| THE TASK |
Locate all lines with the word "screenshot" and copy them out.
++++ INPUT ++++
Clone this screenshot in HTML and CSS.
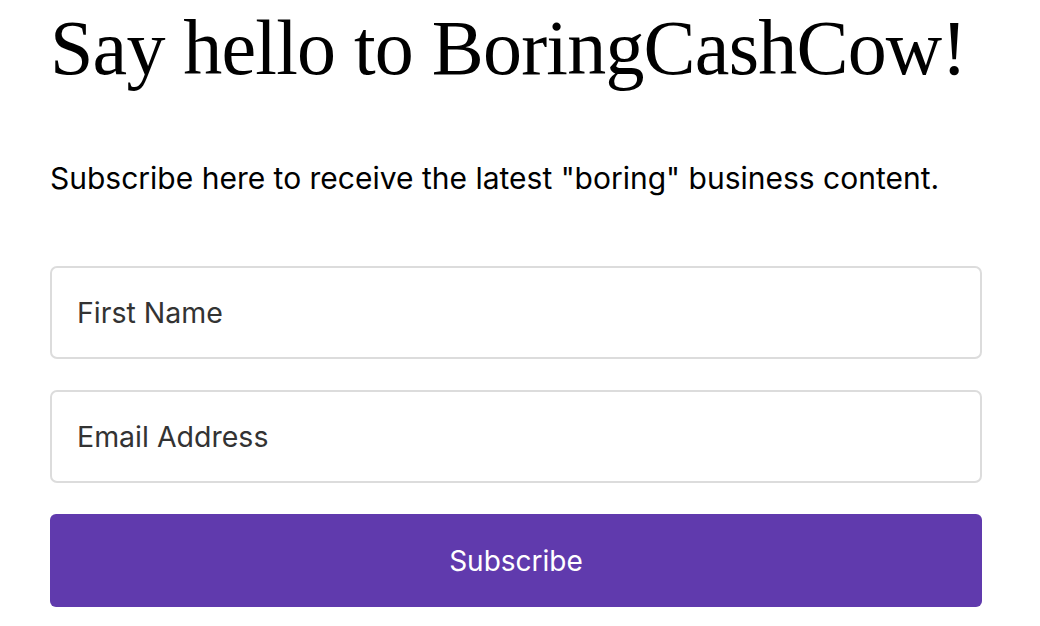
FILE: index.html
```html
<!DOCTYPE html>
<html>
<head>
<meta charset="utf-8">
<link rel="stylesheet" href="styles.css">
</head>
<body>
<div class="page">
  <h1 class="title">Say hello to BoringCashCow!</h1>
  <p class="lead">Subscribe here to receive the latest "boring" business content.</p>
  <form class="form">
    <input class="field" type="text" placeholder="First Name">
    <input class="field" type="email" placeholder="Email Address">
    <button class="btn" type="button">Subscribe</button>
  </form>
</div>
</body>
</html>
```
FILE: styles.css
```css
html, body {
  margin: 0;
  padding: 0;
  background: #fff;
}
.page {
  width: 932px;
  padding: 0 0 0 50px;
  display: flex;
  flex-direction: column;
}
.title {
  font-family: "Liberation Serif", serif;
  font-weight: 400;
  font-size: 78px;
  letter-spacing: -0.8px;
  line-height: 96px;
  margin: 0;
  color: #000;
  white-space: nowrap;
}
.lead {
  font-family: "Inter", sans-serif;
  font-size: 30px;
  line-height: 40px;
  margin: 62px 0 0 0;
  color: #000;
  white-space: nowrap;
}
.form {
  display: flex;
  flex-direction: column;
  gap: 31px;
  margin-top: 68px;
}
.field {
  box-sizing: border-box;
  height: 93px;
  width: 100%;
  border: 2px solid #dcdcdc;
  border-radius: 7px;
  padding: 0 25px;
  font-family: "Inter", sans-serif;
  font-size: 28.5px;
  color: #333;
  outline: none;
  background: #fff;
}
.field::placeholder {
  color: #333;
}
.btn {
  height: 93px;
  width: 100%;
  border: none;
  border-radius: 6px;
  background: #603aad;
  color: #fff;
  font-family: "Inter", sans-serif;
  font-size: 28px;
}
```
++++
++++ INPUT ++++
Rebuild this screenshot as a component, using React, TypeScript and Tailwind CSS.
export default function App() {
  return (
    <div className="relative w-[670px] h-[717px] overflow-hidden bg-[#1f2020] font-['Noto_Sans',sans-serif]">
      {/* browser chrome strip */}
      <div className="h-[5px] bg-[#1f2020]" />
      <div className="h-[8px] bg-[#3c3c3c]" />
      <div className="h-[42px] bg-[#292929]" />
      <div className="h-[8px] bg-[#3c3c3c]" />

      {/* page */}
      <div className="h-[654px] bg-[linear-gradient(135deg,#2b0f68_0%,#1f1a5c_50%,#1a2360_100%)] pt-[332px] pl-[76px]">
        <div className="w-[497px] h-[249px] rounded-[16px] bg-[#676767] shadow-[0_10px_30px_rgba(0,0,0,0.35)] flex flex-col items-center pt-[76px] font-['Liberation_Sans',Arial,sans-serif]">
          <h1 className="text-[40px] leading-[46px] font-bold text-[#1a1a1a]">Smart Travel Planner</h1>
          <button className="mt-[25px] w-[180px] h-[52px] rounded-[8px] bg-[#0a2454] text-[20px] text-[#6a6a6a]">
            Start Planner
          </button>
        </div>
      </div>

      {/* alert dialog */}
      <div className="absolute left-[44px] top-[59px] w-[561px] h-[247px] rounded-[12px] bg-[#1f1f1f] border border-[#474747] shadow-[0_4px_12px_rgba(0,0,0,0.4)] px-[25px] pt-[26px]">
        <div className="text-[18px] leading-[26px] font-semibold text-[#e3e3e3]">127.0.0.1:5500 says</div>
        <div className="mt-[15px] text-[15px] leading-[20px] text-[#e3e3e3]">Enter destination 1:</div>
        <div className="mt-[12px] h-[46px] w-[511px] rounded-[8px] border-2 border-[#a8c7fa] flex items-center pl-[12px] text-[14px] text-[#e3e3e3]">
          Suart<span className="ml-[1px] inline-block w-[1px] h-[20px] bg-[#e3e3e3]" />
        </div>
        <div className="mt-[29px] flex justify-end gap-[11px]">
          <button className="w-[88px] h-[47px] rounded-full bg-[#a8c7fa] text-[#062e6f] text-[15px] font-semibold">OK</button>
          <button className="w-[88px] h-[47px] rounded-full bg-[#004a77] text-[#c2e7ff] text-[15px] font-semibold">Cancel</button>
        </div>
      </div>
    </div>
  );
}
++++
| CORRECT OUTPUT |
Clone this screenshot in HTML and CSS.
Rebuild this screenshot as a component, using React, TypeScript and Tailwind CSS.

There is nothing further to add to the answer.